Of all Grassnestle's kittens, Fritti loved learning most. Inattention, however, sometimes gained him a smarting nose-especially when the family went out into the fields and woods. The tempting whistles and chirps of the fla-fa'az and the swarming, evocative scents of the countryside could set him daydreaming in a moment, singing to himself of treetops, and wind in his fur. These reveries were frequently interrupted by his mother's brisk paw on his snout. She had learned to recognize that faraway look.

The dividing line between waking and dreaming was a fine one among the Folk. Although they knew that dream-Squeakers did not satisfy waking hunger, and that- dream-fights left no wounds, still there was nourishment and release in dreams unavailable in the waking world. The Folk depended so much on the near-intangible-senses, hunches, feelings and impulses-and these contrasted so strongly with the rock-solid basics of survival needs that one supported the other in an inseparable whole.

All the Folk had exceedingly keen senses-they lived and died by them. Only a few, though, grew to become Oel-var'iz-Far-sensers-who developed their acuteness and sensitivity far beyond even the high median of the Folk.

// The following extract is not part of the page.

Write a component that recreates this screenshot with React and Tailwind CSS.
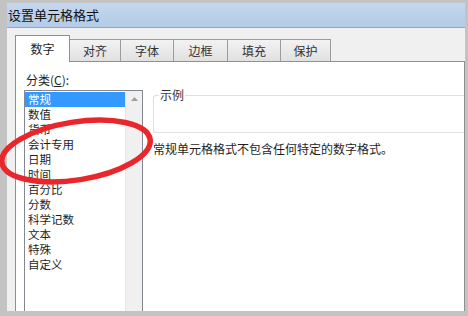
import React from 'react';

const FONT = { fontFamily: '"Noto Sans CJK SC", "Noto Sans", sans-serif' };

const tabs = [
  { label: '数字', w: 'w-[55px]', active: true },
  { label: '对齐', w: 'w-[51px]' },
  { label: '字体', w: 'w-[53px]' },
  { label: '边框', w: 'w-[54px]' },
  { label: '填充', w: 'w-[53px]' },
  { label: '保护', w: 'w-[50px]' },
];

const categories = [
  '常规', '数值', '货币', '会计专用', '日期', '时间',
  '百分比', '分数', '科学记数', '文本', '特殊', '自定义',
];

const App = () => {
  return (
    <div
      className="relative w-[468px] h-[316px] overflow-hidden bg-[#c3c3c3] pt-[3px] pr-[3px] pb-[5px] pl-[7px] text-[12px] text-[#1e1e1e]"
      style={FONT}
    >
      <div className="flex flex-col h-full">
        {/* Title bar */}
        <div className="h-[25px] shrink-0 flex items-center pl-[1px] bg-gradient-to-b from-[#c4d8ee] to-[#b3cbe6] border-b border-[#95a8bf] text-[13px] text-[#111]">
          设置单元格格式
        </div>

        {/* Dialog body */}
        <div className="flex-1 flex flex-col bg-[#f0f0f0] pl-[8px] pt-[6px] min-h-0">
          {/* Tabs */}
          <div className="h-[27px] shrink-0 flex items-end">
            {tabs.map((t) =>
              t.active ? (
                <div
                  key={t.label}
                  className={`${t.w} h-[27px] -mb-[1px] bg-white border border-b-0 border-[#8e9096] flex items-center justify-center pb-[1px] z-10`}
                >
                  {t.label}
                </div>
              ) : (
                <div
                  key={t.label}
                  className={`${t.w} h-[22px] bg-gradient-to-b from-[#f2f2f2] to-[#e1e1e1] border border-l-0 border-b-0 border-[#9a9ca2] flex items-center justify-center text-[#333]`}
                >
                  {t.label}
                </div>
              )
            )}
          </div>

          {/* Tab panel */}
          <div className="flex-1 min-h-0 bg-white border border-b-0 border-[#8e9096] pl-[8px] pt-[10px] flex">
            {/* Category column */}
            <div className="w-[119px] shrink-0 flex flex-col">
              <div className="h-[16px] leading-[16px] pl-[2px]">
                分类(<span className="underline">C</span>):
              </div>
              <div className="mt-[2px] flex-1 flex border border-b-0 border-[#828790] bg-white">
                <div className="flex-1 flex flex-col pt-[1px] text-[11.5px]">
                  {categories.map((c, i) => (
                    <div
                      key={c}
                      className={`h-[15px] leading-[15px] pl-[3px] ${
                        i === 0 ? 'bg-[#3399ff] text-white' : ''
                      }`}
                    >
                      {c}
                    </div>
                  ))}
                </div>
                <div className="w-[17px] bg-[#f0f0f0] border-l border-[#e6e6e6] flex justify-center pt-[6px]">
                  <svg width="7" height="4" viewBox="0 0 7 4">
                    <path d="M0 4 L3.5 0 L7 4 Z" fill="#a0a0a0" />
                  </svg>
                </div>
              </div>
            </div>

            {/* Right side */}
            <div className="flex-1 flex flex-col pl-[10px] pt-[23px]">
              <div className="relative h-[38px] border border-r-0 border-[#dcdfe3] rounded-l-[3px]">
                <span className="absolute -top-[9px] left-[5px] bg-white px-[1px] leading-[16px] text-[#333]">
                  示例
                </span>
              </div>
              <div className="mt-[8px] leading-[16px]">常规单元格格式不包含任何特定的数字格式。</div>
            </div>
          </div>
        </div>
      </div>

      {/* Red annotation */}
      <svg className="absolute left-0 top-0 pointer-events-none" width="468" height="316">
        <ellipse
          cx="76"
          cy="151"
          rx="75"
          ry="29"
          transform="rotate(-9 76 151)"
          fill="none"
          stroke="#e8262b"
          strokeWidth="5.5"
        />
      </svg>
    </div>
  );
};

export default App;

Fritti was a great dreamer, and for a while his mother harbored the idea that perhaps he had this gift of Far-sensing. He showed occasional flashes of surprising depth: once he hissed his eldest brother down from a tall tree, and a moment later the branch on which his brother had stood broke loose and fell to the ground. There were other hints of this deeper Var, but as time went on, and he began to grow out of kittenhood, the incidents became fewer. He became more prone to distraction-more of a day-dreamer and less of a dream-reader. His mother decided that she had been mistaken, and as the time of Fritti's Naming grew closer she forgot it entirely. The life of the hunting mother did not permit brooding over abstractions.

At the first Meeting after their third Eye, young cats were brought to be Named. The Naming was a ceremonv of great importance.

It was sung among the Folk that all cats had three names: the heart name, the face name, and the tail name.

The heart name was given by the mother at the kitten's birth. It was a name of the ancient tongue of the cats, the Higher Singing. It was only to be shared with siblings, heart-friends and those who joined in the Ritual. Fritti was such a name.

The face name was given by the Elders at the young one's first Meeting, a name in the mutual language of all warmblooded creatures, the Common Singing. It could be used anywhere a name was useful.

As for the tail name, most of the Folk maintained that all cats were born with one; it was merely a matter of discovering it. Discovery was a very personal thing-once effected it was never discussed or shared with anyone.

It was certain, at least, that some Folk never discovered their tail name, and died knowing only the other two. Many said that a cat who had lived with the Big Ones-with M'an-lost all desire to find it, and grew fat in ignorance. So important, secret and rare were the Folk's tail names, and so hesitantly discussed, that nothing much about them was actually agreed upon. One either discovered this name or did not, said the Elders, and there was no way to force the matter.